#### Direction
Return, unaltered, every line from the beginning of the material below up to and including the one with "Windows 7 style".

#### Material provided
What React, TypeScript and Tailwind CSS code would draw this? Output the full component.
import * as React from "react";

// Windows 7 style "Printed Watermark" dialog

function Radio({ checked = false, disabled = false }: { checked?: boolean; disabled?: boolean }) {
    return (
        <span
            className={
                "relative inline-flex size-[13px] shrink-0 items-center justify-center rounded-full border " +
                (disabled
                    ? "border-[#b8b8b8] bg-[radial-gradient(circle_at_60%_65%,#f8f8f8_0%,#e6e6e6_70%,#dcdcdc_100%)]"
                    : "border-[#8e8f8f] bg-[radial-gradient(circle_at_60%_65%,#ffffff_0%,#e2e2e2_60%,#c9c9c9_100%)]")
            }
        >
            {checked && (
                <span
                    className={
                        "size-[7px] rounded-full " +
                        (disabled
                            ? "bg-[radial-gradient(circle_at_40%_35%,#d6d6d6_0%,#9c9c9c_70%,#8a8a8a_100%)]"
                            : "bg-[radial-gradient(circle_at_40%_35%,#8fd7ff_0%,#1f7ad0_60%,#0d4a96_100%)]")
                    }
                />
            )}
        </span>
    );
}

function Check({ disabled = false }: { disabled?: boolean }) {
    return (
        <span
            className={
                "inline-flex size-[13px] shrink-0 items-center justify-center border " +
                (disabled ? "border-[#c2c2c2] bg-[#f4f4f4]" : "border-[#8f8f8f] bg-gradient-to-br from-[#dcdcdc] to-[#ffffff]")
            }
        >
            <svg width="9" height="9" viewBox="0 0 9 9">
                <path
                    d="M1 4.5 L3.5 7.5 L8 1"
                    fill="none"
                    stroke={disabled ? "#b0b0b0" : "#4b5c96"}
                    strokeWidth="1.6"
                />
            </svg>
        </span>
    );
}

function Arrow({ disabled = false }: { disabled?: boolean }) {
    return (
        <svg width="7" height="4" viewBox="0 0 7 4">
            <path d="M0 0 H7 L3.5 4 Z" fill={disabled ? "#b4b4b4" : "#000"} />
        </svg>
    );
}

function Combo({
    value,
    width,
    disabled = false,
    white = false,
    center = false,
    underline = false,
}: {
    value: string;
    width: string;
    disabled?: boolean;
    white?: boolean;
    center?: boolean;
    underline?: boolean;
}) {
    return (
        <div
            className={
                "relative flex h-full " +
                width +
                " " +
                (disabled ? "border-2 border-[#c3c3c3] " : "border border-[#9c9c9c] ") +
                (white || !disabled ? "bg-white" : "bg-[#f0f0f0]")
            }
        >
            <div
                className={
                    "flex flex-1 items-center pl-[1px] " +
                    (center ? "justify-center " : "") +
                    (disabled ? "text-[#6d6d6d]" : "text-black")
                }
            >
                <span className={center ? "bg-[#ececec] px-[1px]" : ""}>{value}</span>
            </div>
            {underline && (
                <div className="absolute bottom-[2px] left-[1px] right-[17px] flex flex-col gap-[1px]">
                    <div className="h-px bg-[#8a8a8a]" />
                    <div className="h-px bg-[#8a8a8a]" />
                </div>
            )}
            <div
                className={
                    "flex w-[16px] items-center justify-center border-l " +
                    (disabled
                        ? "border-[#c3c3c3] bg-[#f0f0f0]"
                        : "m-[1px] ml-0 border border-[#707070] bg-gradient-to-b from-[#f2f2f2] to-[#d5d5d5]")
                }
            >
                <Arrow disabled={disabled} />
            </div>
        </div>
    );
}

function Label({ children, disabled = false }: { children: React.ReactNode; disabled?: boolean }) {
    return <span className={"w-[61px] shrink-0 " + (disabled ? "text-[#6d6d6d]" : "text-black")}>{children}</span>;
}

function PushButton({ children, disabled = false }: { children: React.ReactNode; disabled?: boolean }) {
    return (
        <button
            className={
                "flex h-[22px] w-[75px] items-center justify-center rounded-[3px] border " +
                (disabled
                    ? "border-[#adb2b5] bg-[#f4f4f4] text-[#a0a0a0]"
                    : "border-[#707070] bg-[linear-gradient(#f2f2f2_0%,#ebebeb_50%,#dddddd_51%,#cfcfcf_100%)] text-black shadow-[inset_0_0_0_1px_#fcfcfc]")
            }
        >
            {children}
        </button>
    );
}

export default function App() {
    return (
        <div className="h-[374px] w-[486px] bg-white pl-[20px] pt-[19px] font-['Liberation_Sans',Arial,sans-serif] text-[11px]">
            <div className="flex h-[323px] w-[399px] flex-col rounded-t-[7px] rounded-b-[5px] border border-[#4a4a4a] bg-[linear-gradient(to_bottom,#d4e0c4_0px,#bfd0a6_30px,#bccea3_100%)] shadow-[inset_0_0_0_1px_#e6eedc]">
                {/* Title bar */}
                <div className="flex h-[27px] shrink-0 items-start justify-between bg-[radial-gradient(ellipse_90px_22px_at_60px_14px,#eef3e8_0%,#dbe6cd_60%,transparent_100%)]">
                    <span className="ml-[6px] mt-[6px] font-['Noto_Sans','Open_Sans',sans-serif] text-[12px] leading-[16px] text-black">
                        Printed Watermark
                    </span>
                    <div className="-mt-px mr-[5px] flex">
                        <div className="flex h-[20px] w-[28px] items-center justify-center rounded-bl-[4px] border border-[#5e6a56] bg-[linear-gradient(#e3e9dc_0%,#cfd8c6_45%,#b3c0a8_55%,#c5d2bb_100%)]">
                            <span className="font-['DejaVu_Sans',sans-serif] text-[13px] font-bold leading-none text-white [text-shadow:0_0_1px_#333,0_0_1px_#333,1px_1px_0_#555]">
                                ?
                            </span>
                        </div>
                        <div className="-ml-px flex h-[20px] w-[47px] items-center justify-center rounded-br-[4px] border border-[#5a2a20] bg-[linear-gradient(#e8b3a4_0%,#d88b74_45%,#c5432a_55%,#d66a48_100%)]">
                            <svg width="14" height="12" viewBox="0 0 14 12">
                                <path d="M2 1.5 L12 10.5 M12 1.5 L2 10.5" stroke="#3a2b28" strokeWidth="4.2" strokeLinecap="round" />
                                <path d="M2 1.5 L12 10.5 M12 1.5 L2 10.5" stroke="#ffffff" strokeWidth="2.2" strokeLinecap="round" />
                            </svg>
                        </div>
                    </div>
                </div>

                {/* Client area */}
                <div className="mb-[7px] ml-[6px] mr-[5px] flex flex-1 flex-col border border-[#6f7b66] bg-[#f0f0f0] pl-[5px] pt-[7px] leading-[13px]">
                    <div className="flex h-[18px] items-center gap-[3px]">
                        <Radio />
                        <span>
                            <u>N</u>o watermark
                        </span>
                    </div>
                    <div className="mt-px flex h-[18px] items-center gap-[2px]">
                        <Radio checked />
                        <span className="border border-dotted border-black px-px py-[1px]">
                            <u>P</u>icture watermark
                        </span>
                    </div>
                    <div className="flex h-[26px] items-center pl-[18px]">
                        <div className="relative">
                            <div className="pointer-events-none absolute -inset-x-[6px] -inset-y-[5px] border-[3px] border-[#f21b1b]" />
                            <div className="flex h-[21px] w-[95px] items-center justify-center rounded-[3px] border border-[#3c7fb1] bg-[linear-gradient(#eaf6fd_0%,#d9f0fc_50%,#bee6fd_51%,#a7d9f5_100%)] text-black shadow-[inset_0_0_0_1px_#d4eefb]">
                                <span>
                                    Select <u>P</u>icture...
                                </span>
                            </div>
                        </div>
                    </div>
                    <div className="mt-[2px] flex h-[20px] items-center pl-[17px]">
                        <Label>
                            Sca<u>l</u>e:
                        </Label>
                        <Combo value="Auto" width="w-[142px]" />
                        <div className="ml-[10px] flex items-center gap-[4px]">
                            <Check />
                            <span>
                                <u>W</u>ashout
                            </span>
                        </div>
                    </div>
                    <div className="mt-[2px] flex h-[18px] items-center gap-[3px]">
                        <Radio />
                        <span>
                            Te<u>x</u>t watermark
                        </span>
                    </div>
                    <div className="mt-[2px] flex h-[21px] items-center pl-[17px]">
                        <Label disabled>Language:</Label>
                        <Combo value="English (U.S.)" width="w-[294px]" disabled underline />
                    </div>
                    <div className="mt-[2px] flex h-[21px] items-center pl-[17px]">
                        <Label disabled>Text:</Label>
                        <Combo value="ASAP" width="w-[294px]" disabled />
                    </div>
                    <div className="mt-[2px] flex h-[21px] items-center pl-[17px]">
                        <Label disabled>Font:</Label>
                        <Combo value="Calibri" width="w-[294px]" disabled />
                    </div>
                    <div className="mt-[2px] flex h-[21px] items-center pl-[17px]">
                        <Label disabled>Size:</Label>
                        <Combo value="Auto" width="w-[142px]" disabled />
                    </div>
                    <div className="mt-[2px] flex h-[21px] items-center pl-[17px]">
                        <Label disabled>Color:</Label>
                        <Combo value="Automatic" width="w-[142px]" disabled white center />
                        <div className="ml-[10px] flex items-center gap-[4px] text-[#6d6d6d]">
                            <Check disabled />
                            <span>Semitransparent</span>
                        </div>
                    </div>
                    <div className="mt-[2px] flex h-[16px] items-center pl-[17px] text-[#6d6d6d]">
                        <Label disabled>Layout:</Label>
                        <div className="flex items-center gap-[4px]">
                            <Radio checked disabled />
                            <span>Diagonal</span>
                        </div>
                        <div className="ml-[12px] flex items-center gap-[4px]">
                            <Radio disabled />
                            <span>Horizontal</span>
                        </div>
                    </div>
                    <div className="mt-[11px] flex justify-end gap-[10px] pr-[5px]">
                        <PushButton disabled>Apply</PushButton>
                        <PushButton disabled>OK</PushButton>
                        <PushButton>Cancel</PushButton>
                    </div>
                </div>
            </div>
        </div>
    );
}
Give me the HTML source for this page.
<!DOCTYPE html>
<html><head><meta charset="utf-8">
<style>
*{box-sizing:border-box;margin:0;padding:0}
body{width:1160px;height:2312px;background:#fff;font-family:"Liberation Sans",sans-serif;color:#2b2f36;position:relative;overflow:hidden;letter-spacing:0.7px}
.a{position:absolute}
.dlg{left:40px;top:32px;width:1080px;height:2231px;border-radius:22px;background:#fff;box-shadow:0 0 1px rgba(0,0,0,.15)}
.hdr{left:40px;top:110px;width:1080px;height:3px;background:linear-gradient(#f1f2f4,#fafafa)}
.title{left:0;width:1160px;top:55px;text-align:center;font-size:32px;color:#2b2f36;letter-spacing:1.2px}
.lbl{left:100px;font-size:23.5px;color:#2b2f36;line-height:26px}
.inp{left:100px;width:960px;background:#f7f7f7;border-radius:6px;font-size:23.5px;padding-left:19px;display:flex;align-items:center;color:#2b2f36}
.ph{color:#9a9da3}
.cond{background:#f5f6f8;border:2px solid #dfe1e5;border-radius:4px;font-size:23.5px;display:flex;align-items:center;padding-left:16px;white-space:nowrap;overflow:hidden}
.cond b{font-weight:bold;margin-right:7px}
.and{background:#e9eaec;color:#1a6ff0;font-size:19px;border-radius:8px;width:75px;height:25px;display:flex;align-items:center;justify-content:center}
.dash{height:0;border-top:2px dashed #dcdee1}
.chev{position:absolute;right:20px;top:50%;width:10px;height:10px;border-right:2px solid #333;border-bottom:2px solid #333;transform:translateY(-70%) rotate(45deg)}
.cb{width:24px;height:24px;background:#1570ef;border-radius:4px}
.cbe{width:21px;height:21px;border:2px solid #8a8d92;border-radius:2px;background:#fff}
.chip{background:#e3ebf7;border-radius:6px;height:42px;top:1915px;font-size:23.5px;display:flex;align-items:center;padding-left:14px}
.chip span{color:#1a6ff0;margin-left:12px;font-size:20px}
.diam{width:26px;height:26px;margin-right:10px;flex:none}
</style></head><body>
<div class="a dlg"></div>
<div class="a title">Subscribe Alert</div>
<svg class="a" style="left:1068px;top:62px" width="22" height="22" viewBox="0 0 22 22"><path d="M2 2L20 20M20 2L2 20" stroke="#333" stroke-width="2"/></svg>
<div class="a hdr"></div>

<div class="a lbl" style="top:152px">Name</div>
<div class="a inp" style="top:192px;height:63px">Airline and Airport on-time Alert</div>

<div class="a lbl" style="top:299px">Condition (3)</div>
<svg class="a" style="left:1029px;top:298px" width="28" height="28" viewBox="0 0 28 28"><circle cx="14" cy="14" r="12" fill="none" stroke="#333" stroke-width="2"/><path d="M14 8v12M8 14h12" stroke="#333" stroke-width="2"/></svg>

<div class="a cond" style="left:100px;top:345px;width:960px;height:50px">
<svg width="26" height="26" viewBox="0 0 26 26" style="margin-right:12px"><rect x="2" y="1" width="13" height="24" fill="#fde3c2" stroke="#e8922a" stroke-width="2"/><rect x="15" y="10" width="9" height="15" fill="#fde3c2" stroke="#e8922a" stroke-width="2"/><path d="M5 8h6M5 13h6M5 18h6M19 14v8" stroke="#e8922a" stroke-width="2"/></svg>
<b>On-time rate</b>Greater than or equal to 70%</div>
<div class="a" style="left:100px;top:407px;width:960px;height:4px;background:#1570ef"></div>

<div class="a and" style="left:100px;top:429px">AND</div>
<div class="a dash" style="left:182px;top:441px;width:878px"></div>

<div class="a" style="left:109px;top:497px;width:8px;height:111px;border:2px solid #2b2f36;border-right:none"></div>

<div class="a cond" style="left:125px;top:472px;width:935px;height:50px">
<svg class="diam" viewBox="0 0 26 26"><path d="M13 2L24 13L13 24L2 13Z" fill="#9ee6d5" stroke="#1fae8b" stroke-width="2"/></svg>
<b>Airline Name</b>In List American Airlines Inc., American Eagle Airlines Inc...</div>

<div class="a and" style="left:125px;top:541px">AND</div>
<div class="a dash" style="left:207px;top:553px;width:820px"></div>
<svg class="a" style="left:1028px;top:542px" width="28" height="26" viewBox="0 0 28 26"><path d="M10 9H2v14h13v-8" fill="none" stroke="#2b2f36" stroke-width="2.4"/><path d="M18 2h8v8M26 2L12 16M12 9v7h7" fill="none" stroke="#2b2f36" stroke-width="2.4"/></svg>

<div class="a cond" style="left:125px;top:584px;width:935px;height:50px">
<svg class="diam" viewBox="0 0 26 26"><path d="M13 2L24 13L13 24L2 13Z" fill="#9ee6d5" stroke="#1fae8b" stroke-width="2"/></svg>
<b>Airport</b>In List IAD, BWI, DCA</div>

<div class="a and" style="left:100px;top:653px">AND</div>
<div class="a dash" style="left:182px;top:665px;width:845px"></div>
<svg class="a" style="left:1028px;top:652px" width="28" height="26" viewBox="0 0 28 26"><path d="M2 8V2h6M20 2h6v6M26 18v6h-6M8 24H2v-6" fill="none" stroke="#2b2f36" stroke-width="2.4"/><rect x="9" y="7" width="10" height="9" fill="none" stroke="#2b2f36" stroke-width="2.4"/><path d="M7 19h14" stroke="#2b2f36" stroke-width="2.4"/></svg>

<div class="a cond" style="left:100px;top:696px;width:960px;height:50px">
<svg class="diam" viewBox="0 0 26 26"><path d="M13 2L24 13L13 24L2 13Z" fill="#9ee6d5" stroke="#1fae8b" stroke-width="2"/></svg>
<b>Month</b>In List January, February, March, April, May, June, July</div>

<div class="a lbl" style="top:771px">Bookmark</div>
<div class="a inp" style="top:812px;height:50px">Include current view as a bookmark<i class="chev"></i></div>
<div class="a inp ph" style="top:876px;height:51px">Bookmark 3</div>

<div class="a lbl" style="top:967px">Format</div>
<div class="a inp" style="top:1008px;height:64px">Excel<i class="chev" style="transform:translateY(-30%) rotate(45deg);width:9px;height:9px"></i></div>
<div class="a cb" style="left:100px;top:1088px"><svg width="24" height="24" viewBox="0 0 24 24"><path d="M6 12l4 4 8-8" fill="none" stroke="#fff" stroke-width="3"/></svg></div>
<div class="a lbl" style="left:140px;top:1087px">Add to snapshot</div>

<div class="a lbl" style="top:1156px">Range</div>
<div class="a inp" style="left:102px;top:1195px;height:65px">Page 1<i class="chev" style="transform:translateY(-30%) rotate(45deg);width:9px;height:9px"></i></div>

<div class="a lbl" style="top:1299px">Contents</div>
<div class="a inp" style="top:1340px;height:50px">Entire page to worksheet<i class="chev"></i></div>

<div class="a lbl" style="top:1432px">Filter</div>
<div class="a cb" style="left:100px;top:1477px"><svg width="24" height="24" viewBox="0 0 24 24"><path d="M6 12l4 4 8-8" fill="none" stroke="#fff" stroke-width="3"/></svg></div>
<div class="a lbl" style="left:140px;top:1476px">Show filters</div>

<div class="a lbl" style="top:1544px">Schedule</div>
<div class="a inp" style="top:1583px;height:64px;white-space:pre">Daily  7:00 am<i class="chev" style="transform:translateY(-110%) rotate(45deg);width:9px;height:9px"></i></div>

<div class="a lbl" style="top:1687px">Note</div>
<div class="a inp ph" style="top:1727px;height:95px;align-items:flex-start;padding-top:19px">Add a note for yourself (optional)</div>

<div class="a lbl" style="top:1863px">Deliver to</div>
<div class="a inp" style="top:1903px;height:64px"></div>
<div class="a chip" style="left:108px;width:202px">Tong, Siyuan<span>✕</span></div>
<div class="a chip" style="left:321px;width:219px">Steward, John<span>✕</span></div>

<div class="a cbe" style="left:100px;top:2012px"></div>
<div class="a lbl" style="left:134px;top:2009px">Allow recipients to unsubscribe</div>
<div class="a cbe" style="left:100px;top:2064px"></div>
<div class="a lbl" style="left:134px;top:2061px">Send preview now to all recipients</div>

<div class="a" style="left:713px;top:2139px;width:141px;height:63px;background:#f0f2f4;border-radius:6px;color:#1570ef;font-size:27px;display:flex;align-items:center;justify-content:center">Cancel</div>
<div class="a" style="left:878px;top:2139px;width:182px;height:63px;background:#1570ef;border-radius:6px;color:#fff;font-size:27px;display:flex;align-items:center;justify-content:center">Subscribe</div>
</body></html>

#### Problem solution
What React, TypeScript and Tailwind CSS code would draw this? Output the full component.
import * as React from "react";

// Windows 7 style "Printed Watermark" dialog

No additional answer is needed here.